In a day of drama, Manchester United's Old Trafford stadium was fully evacuated after police and emergency services confirmed that a "suspect package" was found in the North West quadrant of the grounds. All players were forced to leave the pitch ahead of the match, in which Manchester United were set to face off against AFC Bournemouth.
In what was described by local law enforcement as a 'controlled evacuation', fans were ushered out of the stadium from the Sir Alex Ferguson Stand and the Stretford End and into the surrounding areas. The match was subsequently abandoned.
Sources on the ground quickly reported that a bomb squad had been called in and that police sniffer dogs were scouring the seats of the stadium for further suspicious packages or devices. Media and journalists were also evacuated from the stadium amid a heavy police presence.
Police and 'bomb disposal experts' were forced to carry out a controlled explosion on the suspect item found in the stadium. One media correspondent reported that a 'police source' said that a "phone was found attached to a pipe".
The Greater Manchester Police confirmed: "Bomb disposal experts carried out controlled explosion at Old Trafford on what is described as [an] incredibly lifelike explosive device.

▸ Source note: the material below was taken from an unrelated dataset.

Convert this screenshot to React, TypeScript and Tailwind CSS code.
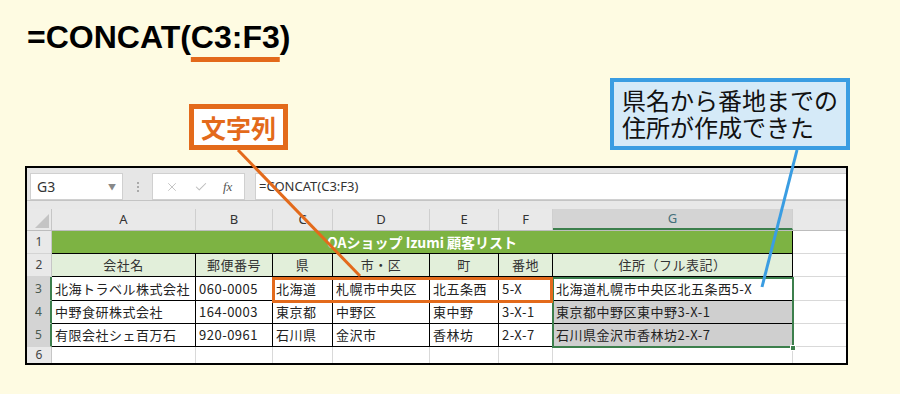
import { X, Check } from 'lucide-react';

type Col = { key: string; w: string };

// 列幅は参照画像から計測
const cols: Col[] = [
  { key: 'A', w: 'w-[144px]' },
  { key: 'B', w: 'w-[77px]' },
  { key: 'C', w: 'w-[60px]' },
  { key: 'D', w: 'w-[97px]' },
  { key: 'E', w: 'w-[69px]' },
  { key: 'F', w: 'w-[54px]' },
  { key: 'G', w: 'w-[240px]' },
];

const headers = ['会社名', '郵便番号', '県', '市・区', '町', '番地', '住所（フル表記）'];

const rows = [
  ['北海トラベル株式会社', '060-0005', '北海道', '札幌市中央区', '北五条西', '5-X', '北海道札幌市中央区北五条西5-X'],
  ['中野食研株式会社', '164-0003', '東京都', '中野区', '東中野', '3-X-1', '東京都中野区東中野3-X-1'],
  ['有限会社シェ百万石', '920-0961', '石川県', '金沢市', '香林坊', '2-X-7', '石川県金沢市香林坊2-X-7'],
];

const jp = "font-['Noto_Sans_CJK_JP',sans-serif]";

function RowHead({ n, selected, h }: { n: number; selected?: boolean; h: string }) {
  return (
    <div
      className={`${h} w-[25px] shrink-0 flex items-center justify-center text-[12px] font-['Noto_Sans',sans-serif] border-b border-[#d4d4d4] ${
        selected
          ? 'bg-[#d4d4d4] text-[#4a5a50] border-r-2 border-r-[#3c7f4c]'
          : 'bg-[#e9e9e9] text-[#444] border-r border-r-[#c6c6c6]'
      }`}
    >
      {n}
    </div>
  );
}

function FormulaBar() {
  return (
    <div className="h-[32px] bg-[#e6e6e6] flex items-start pt-[5px] pl-[3px]">
      <div className="w-[93px] h-[27px] bg-white border border-[#d0d0d0] flex items-center justify-between pl-[6px] pr-[6px]">
        <span className="text-[14px] text-[#333] font-['Noto_Sans',sans-serif]">G3</span>
        <span className="text-[8px] text-[#888]">▼</span>
      </div>
      <div className="w-[29px] h-[27px] flex flex-col items-center justify-center gap-[2px]">
        <span className="w-[2px] h-[2px] bg-[#aaa]" />
        <span className="w-[2px] h-[2px] bg-[#aaa]" />
        <span className="w-[2px] h-[2px] bg-[#aaa]" />
      </div>
      <div className="w-[93px] h-[27px] bg-white border border-[#d0d0d0] flex items-center justify-around px-[4px]">
        <X size={14} strokeWidth={1.5} color="#bdbdbd" />
        <Check size={14} strokeWidth={1.8} color="#bdbdbd" />
        <span className="text-[13px] italic text-[#555] font-['Liberation_Serif',serif]">fx</span>
      </div>
      <div className="flex-1 ml-[10px] h-[27px] bg-white border-y border-l border-[#d0d0d0] flex items-center pl-[3px]">
        <span className="text-[13px] text-[#333] font-['Noto_Sans',sans-serif]">=CONCAT(C3:F3)</span>
      </div>
    </div>
  );
}

function ColumnHeads() {
  return (
    <>
      <div className="h-[10px] bg-[#e8e8e8] border-t border-[#c4c4c4]" />
      <div className="h-[22px] flex bg-[#e9e9e9] border-b border-[#bdbdbd]">
        <div className="w-[25px] shrink-0 border-r border-[#c6c6c6] flex items-end justify-end pr-[2px] pb-[2px]">
          <svg width="14" height="14" viewBox="0 0 14 14">
            <polygon points="14,0 14,14 0,14" fill="#c4c4c4" />
          </svg>
        </div>
        {cols.map((c) => (
          <div
            key={c.key}
            className={`${c.w} shrink-0 flex items-center justify-center text-[13px] font-['Noto_Sans',sans-serif] border-r border-[#cfcfcf] ${
              c.key === 'G' ? 'bg-[#d4d4d4] text-[#44707a] border-b-2 border-b-[#3c7f4c]' : 'text-[#333]'
            }`}
          >
            {c.key}
          </div>
        ))}
        <div className="flex-1" />
      </div>
    </>
  );
}

export default function App() {
  return (
    <div className={`w-[900px] h-[394px] bg-[#fefbe2] relative overflow-hidden ${jp}`}>
      {/* タイトル */}
      <div className="h-[78px] pt-[21px] pl-[27px]">
        <div className="font-['Liberation_Sans',sans-serif] font-bold text-[32px] leading-[32px] text-black">
          =CONCAT(
          <span className="underline decoration-[#e3691b] decoration-[5px] underline-offset-[9px]">C3:F3</span>)
        </div>
      </div>

      {/* 吹き出し */}
      <div className="h-[72px] flex items-end">
        <div className="ml-[189px] w-[99px] h-[46px] border-[5px] border-[#e36a1b] bg-white flex items-center justify-center">
          <span className="text-[25px] leading-none font-bold text-[#e36a1b]">文字列</span>
        </div>
        <div className="ml-auto mr-[50px] w-[240px] h-[72px] border-[4px] border-[#3a9de2] bg-[#d5eaf8] pl-[8px] pt-[4px] text-[24px] leading-[27px] text-[#111]">
          県名から番地までの
          <br />
          住所が作成できた
        </div>
      </div>

      {/* シート */}
      <div className="mt-[16px] ml-[25px] w-[823px] h-[199px] border-2 border-black bg-white relative flex flex-col">
        <FormulaBar />
        <ColumnHeads />

        {/* 1行目 */}
        <div className="h-[23px] flex">
          <RowHead n={1} h="h-[23px]" />
          <div className="w-[741px] shrink-0 bg-[#7db343] border-b border-r border-black flex items-center justify-center">
            <span className="text-[14px] font-bold text-white">OAショップ Izumi 顧客リスト</span>
          </div>
          <div className="flex-1 border-b border-[#d9d9d9]" />
        </div>

        {/* 2行目 見出し */}
        <div className="h-[23px] flex">
          <RowHead n={2} h="h-[23px]" />
          {cols.map((c, i) => (
            <div
              key={c.key}
              className={`${c.w} shrink-0 bg-[#e2efda] border-b border-r border-black flex items-center justify-center text-[13px] text-[#333] tracking-[0.5px]`}
            >
              {headers[i]}
            </div>
          ))}
          <div className="flex-1 border-b border-[#d9d9d9]" />
        </div>

        {/* データ */}
        {rows.map((r, ri) => {
          const h = ri === 0 ? 'h-[24px]' : 'h-[23px]';
          return (
            <div key={ri} className={`${h} flex`}>
              <RowHead n={ri + 3} selected h={h} />
              {cols.map((c, ci) => {
                const isG = c.key === 'G';
                const bg = isG && ri > 0 ? 'bg-[#cfcfcf]' : 'bg-white';
                return (
                  <div
                    key={c.key}
                    className={`${c.w} shrink-0 ${bg} border-b border-r border-black flex items-center pl-[3px] text-[13px] text-[#222] tracking-[0.5px] whitespace-nowrap overflow-hidden`}
                  >
                    {r[ci]}
                  </div>
                );
              })}
              <div className="flex-1 border-b border-[#d9d9d9]" />
            </div>
          );
        })}

        {/* 6行目 */}
        <div className="flex-1 flex">
          <div className="w-[25px] shrink-0 bg-[#e9e9e9] border-r border-[#c6c6c6] flex items-start justify-center text-[12px] text-[#444] font-['Noto_Sans',sans-serif] leading-[16px]">
            6
          </div>
          {cols.map((c) => (
            <div key={c.key} className={`${c.w} shrink-0 border-r border-[#d9d9d9]`} />
          ))}
        </div>

        {/* 選択範囲 G3:G5 */}
        <div className="absolute left-[525px] top-[109px] w-[242px] h-[71px] border-2 border-[#3c7f4c]" />
        <div className="absolute left-[763px] top-[177px] w-[6px] h-[6px] bg-[#3c7f4c] border border-white" />

        {/* C3:F3 の強調枠 */}
        <div className="absolute left-[245px] top-[109px] w-[281px] h-[26px] border-[3px] border-[#e36a1b]" />
      </div>

      {/* 引き出し線 */}
      <svg className="absolute inset-0 pointer-events-none" width="900" height="394">
        <line x1="238" y1="150" x2="360" y2="276" stroke="#e36a1b" strokeWidth="3" />
        <line x1="797" y1="150" x2="762" y2="287" stroke="#3a9de2" strokeWidth="3" />
      </svg>
    </div>
  );
}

Full assessment now concluded and [the] found device was not viable. A full search of the stadium is ongoing."
Before it emerged the suspected bomb was a 'training device', the Premier League released an official statement. It said: "The decision to abandon the Manchester United versus AFC Bournemouth match was taken after the police advised of the necessity to deal with a suspect package.
"When it comes to matters of security it is obviously right that Manchester United and the Premier League place the safety of supporters and employees foremost.
"The Premier League will seek to rearrange the fixture as soon as practically possible and will advise fans accordingly. It is always the last resort to abandon one of our fixtures and while we apologise for the inconvenience caused to fans we are sure, in the circumstances, they will appreciate the need to do so."
Meanwhile, John O'Hare, assistant chief constable of the Manchester police, said: "We are doing everything we can to investigate this item as quickly as possible, however our priority is obviously to ensure the safety of everyone in the stadium and surrounding area.
"As a result, today's game has been abandoned and a controlled evacuation of the stadium has now taken place. We are awaiting the imminent arrival of military colleagues to come and support us and establish what exactly we are dealing with. We don't make these decisions lightly and we have done this today to ensure the safety of all those attending."
A European security official told The Associated Press the suspicious item at Old Trafford coincided with increased 'chatter' about threats to sports stadiums and other targets which would draw considerable crowds.
The official said "the terror threat level associated with Irish dissidents has been raised recently due to credible threats we've been monitoring." The official spoke on condition of anonymity because he was not authorised to speak about ongoing investigations, AP revealed.
Last week, British officials raised the threat level regarding a possible attack on the mainland by Irish Republican dissidents, upping the threat level from "moderate" to "substantial." That means an attack was viewed as a "strong possibility." Additionally, security at Premier League stadiums was increased after the Paris attacks that killed 130 people in November.